Coastal flooding could cost Jamaica US$136 million annuallySaturday, November 23, 2019
BY SHARLENE HENDRICKS
COASTAL flooding from storm surges is projected to cost Jamaica US$136.4 million in damage annually, according to the latest World Bank report on Jamaica's coastal resilience in the face of intense hurricanes related to climate change.
The report, titled Forces of Nature — Assessment and Economic Valuation of Coastal Protection Services Provided by Mangroves in Jamaica, presented evidence to show the importance of mangroves in flood risk reduction and saving Jamaica billions of dollars in damage to coastal infrastructure.
According to the study, mangrove forests in Jamaica provide over US$32.7 million in annual flood reduction benefits. This works out to more than US$2,500 per hectare each year, representing nearly 24 per cent of annual reduction in flood risk.
The report revealed that if Jamaica were to lose its current mangrove stock, the expected damages from coastal flooding would balloon to US$169 million annually, resulting in a 10 per cent increase in the total number of people affected by flooding every year.
Speaking Wednesday at the report launch at Knutsford Court Hotel in St Andrew, minister without portfolio in the Ministry of Economic Growth and Job Creation with responsibility for the environment, Daryl Vaz, said the study will inform the Government's coastal protection strategy going forward.
“These are figures that we in Jamaica cannot ignore for the simple reason that our ability to achieve economic growth and sustainable development hinges on how well we are able to mitigate and adapt against the impacts and climate change and other natural man-made risks that could derail the gains we have made as a country so far,” said Vaz.
“Much of Jamaica's physical infrastructure, such as our electrical generating plants, international airports and sea ports and major roadways, among other assets, are located near our coastline. The loss of these major assets has the potential to severely disrupt our internal and international trade. In addition, dislocation to both urban and rural communities from these potential and actual impacts, as well as their impact on our most vulnerable citizens, is incalculable,” said Minister Vaz.
“Planting new mangroves and conserving on our existing mangrove forests will help to mitigate against further erosion to our coastline. The insightful and comprehensive research that went into this study will no doubt inform our policy and plans in regards to disaster mitigation and recovery and, particularly, the conservation and restoration of our mangroves as we seek to ensure a sustainable future for our beloved country,” he added.
Linked also to the Jamaica Disaster Vulnerability Reduction Project, the report incorporates the results of the underlying study and online tool developed at the international level by the University of California, Santa Cruz, the Environmental Hydraulic Institute of Cantabria, the Nature Conservancy, as well as local-level studies developed at The University of the West Indies, Mona.
The assessment was funded by the World Bank Programme on Forests (PROFOR) and was led locally by the National Environment and Planning Agency, and the Office of Disaster Preparedness and Emergency Management.
Karen Francis, World Bank acting country representative to Jamaica, indicated that one of the key pillars of Jamaica's partnership with the World Bank is building social and climate resilience.

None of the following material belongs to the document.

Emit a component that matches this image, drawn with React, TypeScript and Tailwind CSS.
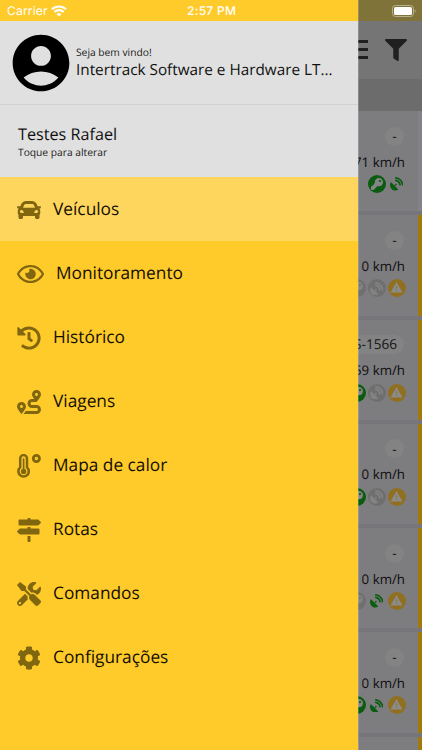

“The World Bank's key objective in the Caribbean is to build cross-cutting resilience to natural disasters, addressing infrastructure, fiscal and financial, human and environmental vulnerabilities.
“The bank has been working with Caribbean countries in collaboration with key development partners to build adequate protection against events that have enormous human and economic cost and are becoming more severe over time,” said Francis, emphasising Jamaica's leading role in identifying nature-based solutions to climate risk reduction.